One can only hope that due to their inadequate literacy in the language of the scripts, they won’t have much interest in them. And should they have some interest in these materials, we can only hope that it has everything to do with caring for them. Many private collectors of such manuscripts have stored them away or smuggled them out of Mali for safety keeping.
Tropical Rainforest Heritage of Sumatra
Covering an area of 2.5 million hectares, the Tropical Rainforest Heritage of Sumatra is made of three national parks i.e. Bukit Barisan Selatan National Park, Kerinci Seblat National Park and Gunung Leuser National Park.
It holds the greatest potential for long-term conservation of the diverse biota, including several endangered species. It is home to more than 10,000 plant species, 580 bird species and 200+ mammal species. Of the bird species, 21 are endemic while 465 are
Of the mammal species, 15 are confined to the Indonesian region while 22 of them are Asian and not found anywhere else in the archipelago. The site is home to key mammals such as Malaysian Sun Bear, Sumatran tiger, elephant and rhino. The world’s tallest flower Amorphophallus titanium, and the world’s largest flower, Rafflessia arnoldii, are found in this rainforest as well.
The Tropical Rainforest Heritage of Sumatra was inscribed on the UNESCO World Heritage List in 2004 due to its biodiversity. Recently, it was listed on the UNESCO List of World Heritage in Danger to help curb threats posed by agricultural encroachment, illegal logging, poaching as well as plans to build roads through the site.
The rainforest has also been affected by natural disasters including earthquakes and on rare occasions, tsunamis. Encroachment of the site is widespread and is directly a result of commercial plantation interests.
Nan-Madol: Ceremonial Centre of Eastern Micronesia
During the 40th session, the UNESCO World Heritage Committee inscribed several sites including Nan Madol, which was inscribed both on the World Heritage List and the World Heritage in Danger.
Located off the coast of Pohnpei, Nan Madol is a series of 99 artificial islets that were constructed with walls of basalt as well as coral boulders. The islets are home to residential domains, tombs, graves, temples and stone palaces that date back to between 1200 CE and 1500 CE. They are a representation of Saudeleur Dynasty’s ceremonial center.

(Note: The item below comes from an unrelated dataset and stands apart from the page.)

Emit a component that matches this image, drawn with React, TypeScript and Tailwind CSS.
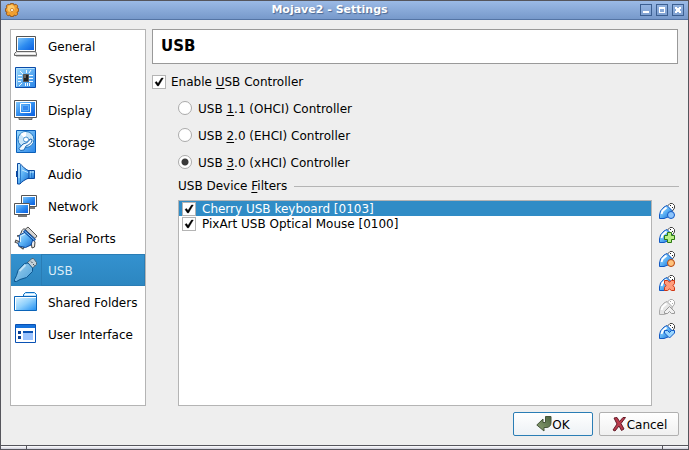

The concentration of megalithic structures, their technical sophistication as well as the huge scale of edifices is a testimony to the island’s complex social and religious practices. For many Pohnpeians, it is a place of magic and mystery. This partially explains why not many of them ever visit the Ceremonial Center of Eastern Micronesia.
The siltation of waterways that has led to unchecked of mangroves and undermined the existence of edifices is the main reason why this site was placed on the list of World Heritage in Danger. Restoration plans have been put in place by UNESCO and the International Council on Monuments and Sites is expected to help refine that plan.